Re: Personal Views on Ukemi
Some of the comments I've read are great discussion points, but I am maybe most concerned by the sheer complexity of articles written by Mark and Ignatius. Great points veiled by long sentences can be lost, and simple concepts buried in eloquent paragraphs can be overlooked.
Like Ian, I have witnessed such cooperative ukemi that uke practically falls down without provocation. I do not believe you can learn ukemi by thinking about it, and I do not believe proper uke should be taught through cooperation, but through body awareness. Ukemi is about protecting your body. Sometimes ukemi is falling, sometimes ukemi is moving, and sometimes ukemi is kaishiwaza. I think we often teach ukemi as a submissive reaction to nage, and not as the appropriate body reaction to an external circumstance. I can't count the number of times when I have seen uke fall down prematurely, or cease attacking because they are waiting to be thrown, or are simply defeated because they know they aren't supposed to win. Teach ukemi to protect the body, once that task is accomplished grow into larger philosophical roles.

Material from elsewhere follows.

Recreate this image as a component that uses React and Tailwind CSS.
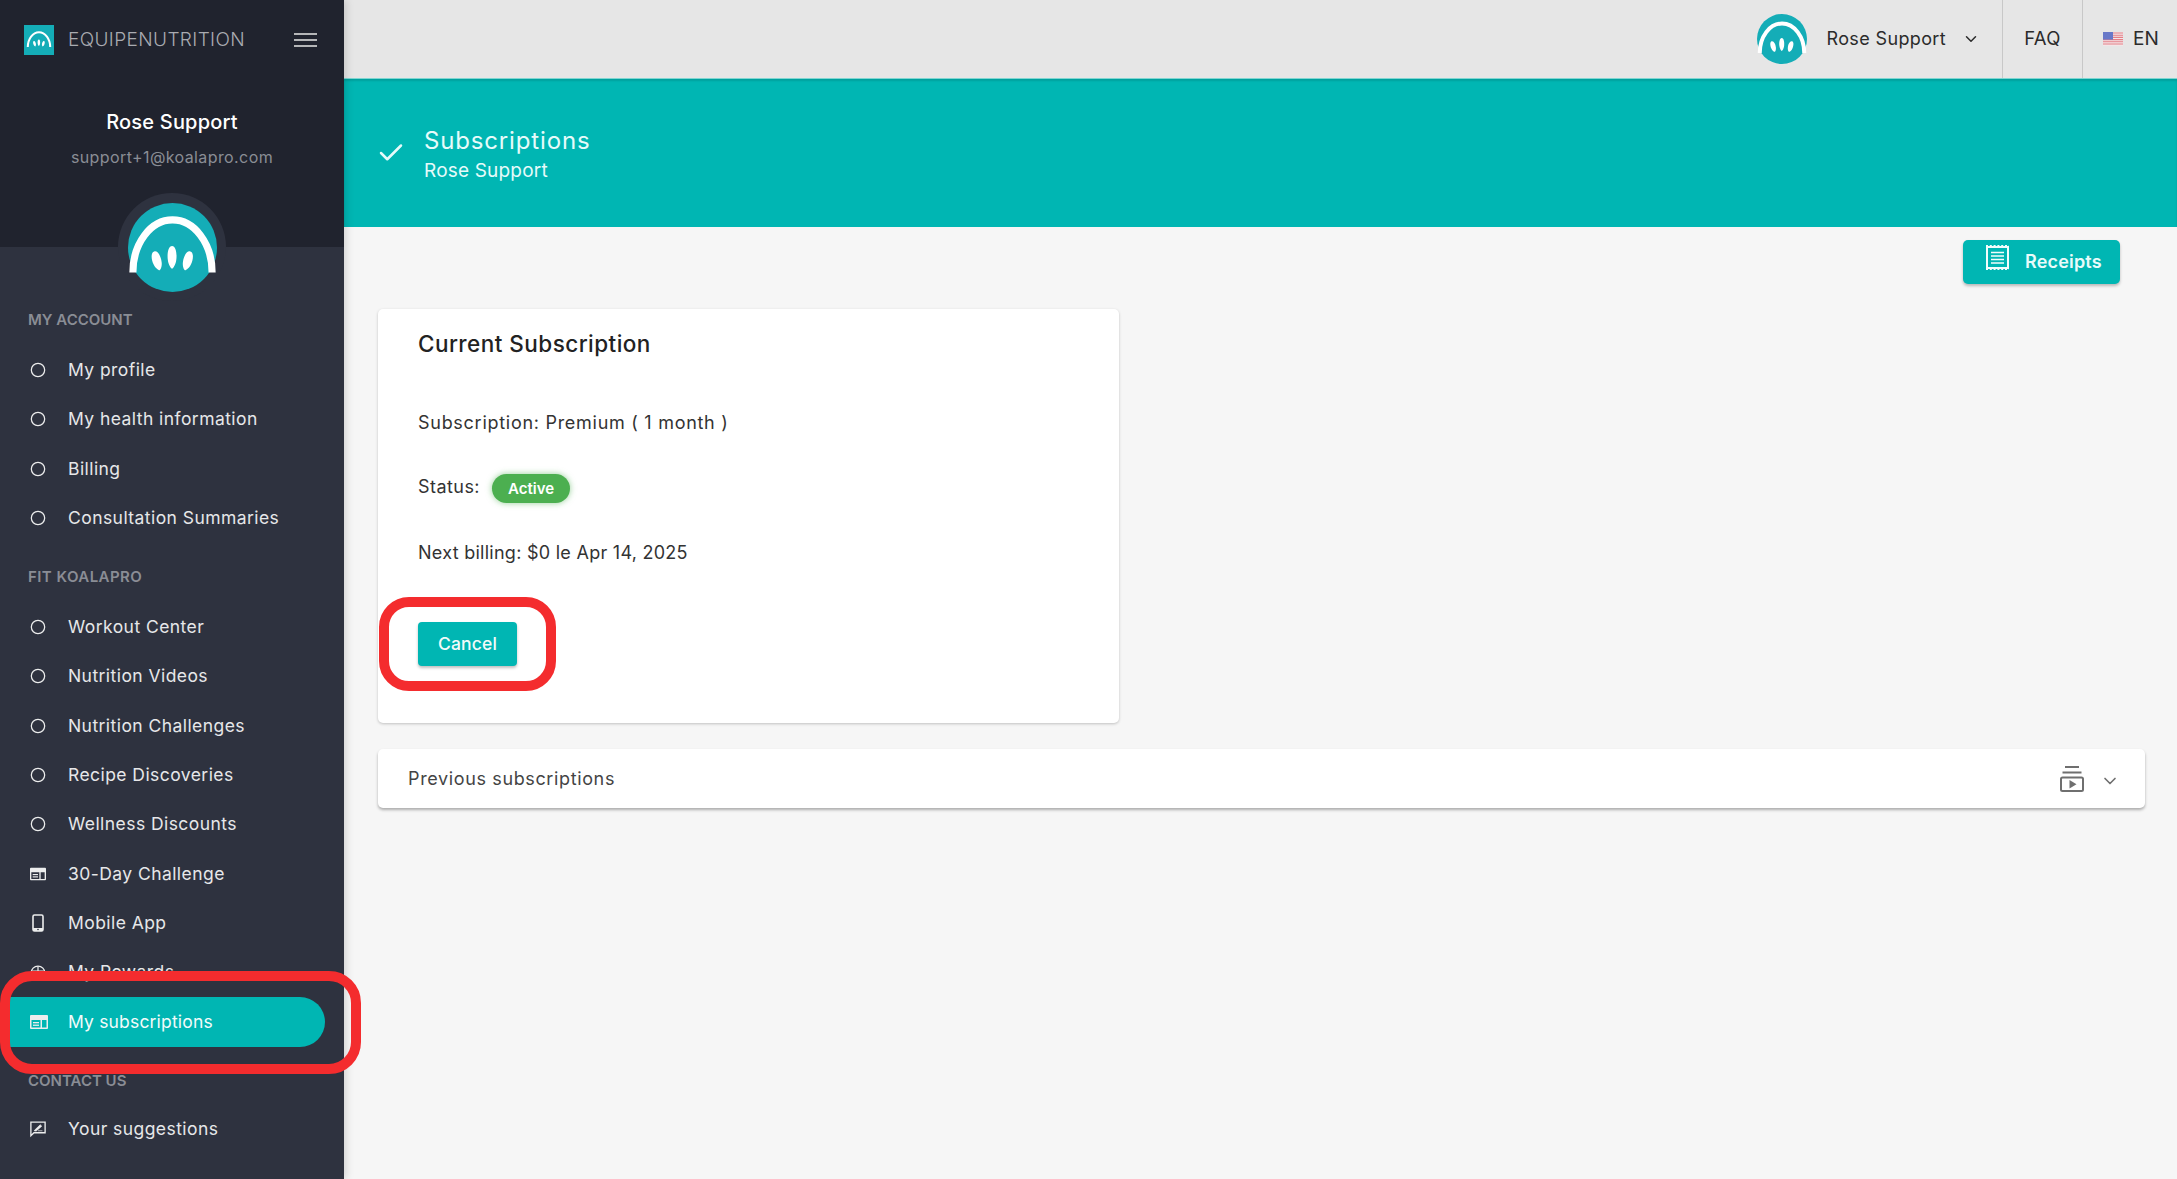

Ukemi is pretty simple. Sometimes we unnecessarily complicate matters, or worse, we cover our bad aikido by telling students they are doing bad ukemi. Bad ukemi is easy to spot - the student gets hurt. Good ukemi is easy to spot - the student does not get hurt. Then there is a large grey area where most of us train. Great writing on ukemi is a good thing, but remember those that need help most are not often advanced aikidoka capable of digesting long treatises on ukemi.